Coloured food and edible metal
Colour wasn’t just decorative; it was a statement. Saffron turned dishes bright yellow, beetroot brought a vivid red, and parsley or spinach gave greens. Foods might be painted, layered, or served in rainbows. Some dishes were dyed deliberately to confuse the eye or imply ingredients they didn’t contain.
Gold and silver leaf were added not for taste, but for prestige. Gilded pies, gold-dusted puddings, and silver-speckled sauces showed the host had access to wealth, spices, and artisanship. It was food as flex.
Musical pies with live birds
The most outrageous stunt involved placing live birds inside hollowed-out pastry shells. The pie was brought to the table closed and decorated, then sliced open—at which point the birds (usually small songbirds) would fly out.
The idea was spectacle, not cruelty (though the ethics would raise eyebrows today).

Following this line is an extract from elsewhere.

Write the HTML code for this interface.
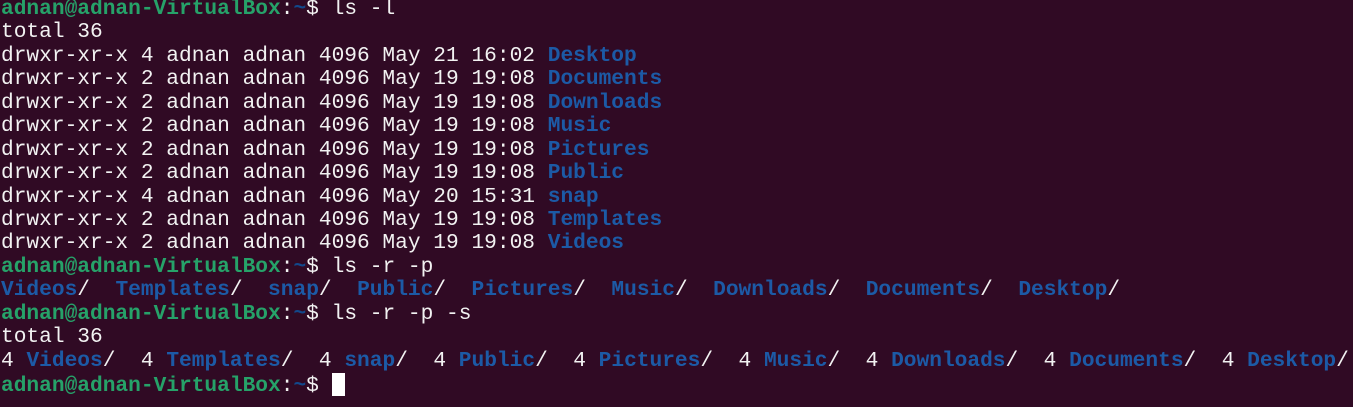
<!DOCTYPE html>
<html><head><meta charset="utf-8"><style>
html,body{margin:0;padding:0;background:#300a24;width:1353px;height:407px;overflow:hidden}
pre{margin:0;position:absolute;left:1px;top:-2px;font-family:"Liberation Mono",monospace;font-size:21.2px;line-height:23.43px;color:#f2f2f2;white-space:pre;letter-spacing:0}
.g{color:#26a269;font-weight:bold}.b{color:#12488b;font-weight:bold}.d{color:#1c5aa6;font-weight:bold}
.c{display:inline-block;width:13px;height:23px;background:#fff;vertical-align:-5px}
</style></head><body><pre><span class="g">adnan@adnan-VirtualBox</span>:<span class="b">~</span>$ ls -l
total 36
drwxr-xr-x 4 adnan adnan 4096 May 21 16:02 <span class="d">Desktop</span>
drwxr-xr-x 2 adnan adnan 4096 May 19 19:08 <span class="d">Documents</span>
drwxr-xr-x 2 adnan adnan 4096 May 19 19:08 <span class="d">Downloads</span>
drwxr-xr-x 2 adnan adnan 4096 May 19 19:08 <span class="d">Music</span>
drwxr-xr-x 2 adnan adnan 4096 May 19 19:08 <span class="d">Pictures</span>
drwxr-xr-x 2 adnan adnan 4096 May 19 19:08 <span class="d">Public</span>
drwxr-xr-x 4 adnan adnan 4096 May 20 15:31 <span class="d">snap</span>
drwxr-xr-x 2 adnan adnan 4096 May 19 19:08 <span class="d">Templates</span>
drwxr-xr-x 2 adnan adnan 4096 May 19 19:08 <span class="d">Videos</span>
<span class="g">adnan@adnan-VirtualBox</span>:<span class="b">~</span>$ ls -r -p
<span class="d">Videos</span>/  <span class="d">Templates</span>/  <span class="d">snap</span>/  <span class="d">Public</span>/  <span class="d">Pictures</span>/  <span class="d">Music</span>/  <span class="d">Downloads</span>/  <span class="d">Documents</span>/  <span class="d">Desktop</span>/
<span class="g">adnan@adnan-VirtualBox</span>:<span class="b">~</span>$ ls -r -p -s
total 36
4 <span class="d">Videos</span>/  4 <span class="d">Templates</span>/  4 <span class="d">snap</span>/  4 <span class="d">Public</span>/  4 <span class="d">Pictures</span>/  4 <span class="d">Music</span>/  4 <span class="d">Downloads</span>/  4 <span class="d">Documents</span>/  4 <span class="d">Desktop</span>/
<span class="g">adnan@adnan-VirtualBox</span>:<span class="b">~</span>$ <span class="c"></span></pre></body></html>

Inspired by this tradition, the nursery rhyme “Sing a Song of Sixpence” references “four and twenty blackbirds baked in a pie.” These dishes weren’t for eating—they were entertainment with wings.
Marchpane centrepieces
Marchpane, a predecessor to marzipan, was a mix of ground almonds and sugar that could be moulded into anything. Castles, animals, coats of arms, religious scenes—you name it. It was sweet, malleable, and perfect for spectacle.
At high-status feasts, entire tablescapes were made from marchpane, decorated with edible paint and gold. Guests might be invited to break off pieces as the meal progressed. It was a mix of sculpture and sugar, and often served as the climax to the evening.
Medieval feasts were a spectacle
Medieval feasts were about more than just feeding people—they were immersive, theatrical events designed to dazzle and intimidate. These dishes weren’t just food; they were statements. They told stories of power, piety, wealth, and whimsy. Whether through illusion, scale, or pure absurdity, hosts used their tables to broadcast status and ingenuity.
While many of these dishes wouldn’t win flavour awards today, they remind us that food has always been about more than nourishment. It’s performance, it’s identity, and sometimes, it’s downright bizarre.